Thank you to all my fellow regular posters for engaging with this— I’ve been very interested in hearing the diversity of your opinions.
On the matter of ambition: when the initial BG3 controversy broke out, I was one of the people saying that ambition ought to be encouraged, and that bigger dreams make for better games. I still believe this. What I am noting is that the ambition is spent “horizontally” i.e. across many different visions and ways to accomplish the game, rather than “vertically” I.e. providing depth and consequence to a smaller number of features or ways of playing. Ambition, in my opinion, is always good, but there are different ways to apply it that come with their own unique trade-offs.
I think there is strain between the part of the game that can be played like a multiplayer immersive sim, and the part of the game that can be played like a semi-linear party-based single player RPG. There are so many ways the quests and stories can be “resolved” that I feel the game hesitates to give you emotional investment at certain points. This game has to be everything to everyone.
My favorite way to play this game has been as a single player RPG focused on my companions and their interactions with my PC, each other, and the world. That’s the kind of game I like, but it seems that’s only a narrow sliver of what this game is. Now, I imagine there are people who prefer the immersive sim, multiplayer party type experience. Instead of committing to one vision, Larian spread its resources across many.
Yeah, I would agree with you here on the horizontal point. I also think that the writing, story, and narrative flow of the game should have been nailed down at least a year ago. The fact that they were re-writing characters, introducing new ones, changing a central plot character as far as June 2023 is kind of nuts. I've never heard of that. That might have been the 'crisis' they were mentioning some months ago. Changing such things obviously has a pretty significant ripple effect throughout the game. I've also noticed a major shift in tone, like Gale in EA, as was mentioned, making a deal with Raphael. There was an overall more morose and darker tone to the companions that was, for some reason, scrapped. And sure, it is their vision to do with it as they will, but it was just a little strange to me that they decided to change so many details so late in the game, which obviously had them scrambling to then remove references to all of these cut moments and/or re-write others to account for the changes.

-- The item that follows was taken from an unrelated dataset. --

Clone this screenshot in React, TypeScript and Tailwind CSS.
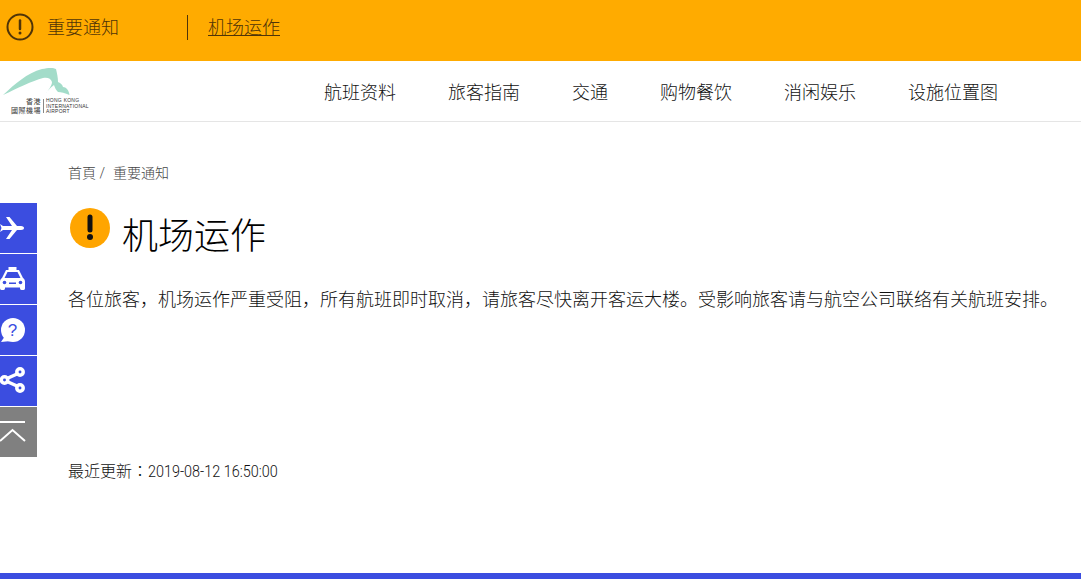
const navItems = ["航班资料", "旅客指南", "交通", "购物餐饮", "消闲娱乐", "设施位置图"];

function Logo() {
  return (
    <div className="relative h-[50px] w-[92px]">
      <svg width="72" height="30" viewBox="0 66 72 30" className="absolute left-0 top-0">
        <path
          d="M3 95 C15 84 27 73 42 69 C48 67.500 54 67.500 56 69 C57 73 58 78 58 82 C61 83 62.500 85 63 87 C66 87 69 90 69.500 95 C65 93 61 92 58 92 C56 90 55 88 54 85 C50 88 47 91 45 95 C48 90 52 86 52 82 C51 78 47 77 43 78 C32 81 18 88 3 95 Z"
          fill="#a3dcc9"
        />
      </svg>
      <div className="absolute right-[51px] top-[31px] text-right font-['Noto_Sans_CJK_TC',sans-serif] text-[7px] leading-[9px] tracking-[0.5px] text-[#333]">
        <div>香港</div>
        <div>國際機場</div>
      </div>
      <div className="absolute left-[43px] top-[33px] h-[14px] border-l border-[#888]" />
      <div className="absolute left-[46px] top-[32px] font-['Liberation_Sans',sans-serif] text-[5px] leading-[5.5px] tracking-[0.25px] text-[#333]">
        <div>HONG KONG</div>
        <div>INTERNATIONAL</div>
        <div>AIRPORT</div>
      </div>
    </div>
  );
}

function Rail() {
  return (
    <div className="absolute left-0 top-[203px] flex w-[37px] flex-col gap-px">
      <div className="h-[50px] bg-[#3b4de0]">
        <svg width="37" height="50" viewBox="0 0 37 50" fill="white">
          <path d="M0 21 L3 23 L12 23 L6 14 L9.500 14 L17 23 L21 23 C23 23 24 24 24 25 C24 26 23 27 21 27 L17 27 L9.500 36 L6 36 L12 27 L3 27 L0 29 L1.500 25 Z" />
        </svg>
      </div>
      <div className="h-[50px] bg-[#3b4de0]">
        <svg width="37" height="50" viewBox="0 0 37 50" fill="white">
          <path d="M8.500 13 H16.500 V16 H19 L23 24 C24.500 25 25 26 25 28 V34 C25 35 24.500 36 23.500 36 H21.500 C20.500 36 20 35 20 34 V33.500 H5 V34 C5 35 4.500 36 3.500 36 H1.500 C0.500 36 0 35 0 34 V28 C0 26 0.500 25 2 24 L6 16 H8.500 Z M7.500 18 L4.500 24 H20.500 L17.500 18 Z" fillRule="evenodd" />
          <rect x="9" y="28.500" width="7" height="1.500" fill="#3b4de0" />
          <circle cx="4.500" cy="28.500" r="1.800" fill="#3b4de0" />
          <circle cx="20.500" cy="28.500" r="1.800" fill="#3b4de0" />
        </svg>
      </div>
      <div className="h-[50px] bg-[#3b4de0]">
        <svg width="37" height="50" viewBox="0 0 37 50" fill="white">
          <circle cx="13" cy="25" r="12" />
          <path d="M5 31 L1 37 L11 36 Z" />
          <text x="12.500" y="31" fontSize="17" textAnchor="middle" fill="#3b4de0" fontFamily="Liberation Sans, sans-serif">?</text>
        </svg>
      </div>
      <div className="h-[50px] bg-[#3b4de0]">
        <svg width="37" height="50" viewBox="0 0 37 50" fill="none" stroke="white" strokeWidth="3.500">
          <path d="M7 22.500 L17 18 M7 25.500 L17 30" />
          <circle cx="4.500" cy="24" r="3.200" />
          <circle cx="20" cy="16" r="3.200" />
          <circle cx="20" cy="32" r="3.200" />
        </svg>
      </div>
      <div className="h-[50px] bg-[#808080]">
        <svg width="37" height="50" viewBox="0 0 37 50" fill="none" stroke="white" strokeWidth="2">
          <path d="M0 15 H25" />
          <path d="M0 34 L12.500 23 L25 34" />
        </svg>
      </div>
    </div>
  );
}

export default function App() {
  return (
    <div className="relative flex h-[579px] flex-col overflow-hidden bg-white font-['Roboto','Noto_Sans_CJK_SC',sans-serif] text-[#111]">
      <div className="flex h-[61px] shrink-0 items-center bg-[#ffab00] pb-[6px] text-[#4f3408]">
        <svg width="28" height="28" viewBox="0 0 28 28" fill="none" className="ml-[6px] -translate-y-[1px]">
          <circle cx="14" cy="14" r="12.500" stroke="#4f3408" strokeWidth="2" />
          <path d="M14 7.500 V16" stroke="#4f3408" strokeWidth="2.500" strokeLinecap="round" />
          <circle cx="14" cy="20" r="1.500" fill="#4f3408" />
        </svg>
        <span className="ml-[13px] w-[140px] text-lg font-light">重要通知</span>
        <div className="h-[25px] border-l border-[#4f3408]" />
        <a className="ml-5 text-lg font-light underline">机场运作</a>
      </div>

      <header className="flex h-[61px] shrink-0 items-start border-b border-[#e5e5e5] pt-[5px]">
        <Logo />
        <nav className="ml-[232px] mt-[13px] flex gap-[52px] text-lg font-light leading-[28px]">
          {navItems.map((item) => (
            <span key={item}>{item}</span>
          ))}
        </nav>
      </header>

      <main className="flex-1 pl-[68px]">
        <div className="mt-[43px] text-sm font-light leading-4 text-[#444]">
          首頁 /<span className="ml-[8px]">重要通知</span>
        </div>
        <div className="mt-[27px] flex items-start pl-[2px]">
          <svg width="40" height="40" viewBox="0 0 40 40" className="shrink-0">
            <circle cx="20" cy="20" r="20" fill="#ffa500" />
            <path d="M20 9 V22" stroke="#111" strokeWidth="5" strokeLinecap="round" />
            <circle cx="20" cy="29" r="3" fill="#111" />
          </svg>
          <h1 className="ml-[12px] mt-[4px] text-4xl font-light leading-[50px] text-black">机场运作</h1>
        </div>
        <p className="mt-[26px] whitespace-nowrap text-lg font-light leading-6">
          各位旅客，机场运作严重受阻，所有航班即时取消，请旅客尽快离开客运大楼。受影响旅客请与航空公司联络有关航班安排。
        </p>
        <p className="mt-[146px] text-base font-light leading-6">
          最近更新<span className="font-['Noto_Sans_CJK_TC',sans-serif]">：</span>
          <span className="inline-block origin-left scale-x-90">2019-08-12 16:50:00</span>
        </p>
      </main>

      <div className="h-[6px] shrink-0 bg-[#3b4de0]" />
      <Rail />
    </div>
  );
}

Obviously some references are still in the game that don't account for these changes, and, as such, it begins to reveal this patchwork of plots within the game due to these re-writes. The graveyard in the files of cut content is likely a testament to all of these changes, if they were cut a long time ago, they likely would have been purged from the files, but given that the cut content is so massive, it seems to indicate that the changes were fast and furious and probably not all accounted for or adequately cleaned out for the sake of story and narrative fidelity.
As TRQ said, and as you say, ambition is good, I'm glad they were trying to shoot for the stars, but they should have landed on their moon a year or two years ago with a solidified vision and just iterated on that consistently across the board. Instead, it was probably, and here I am obviously speculating, a lot of narrative changes all the way in the lead up to release, which, as anyone knows, major changes to any piece of work under difficult time constraints is bound to create inconsistencies, errors, omissions, strangeness, etc.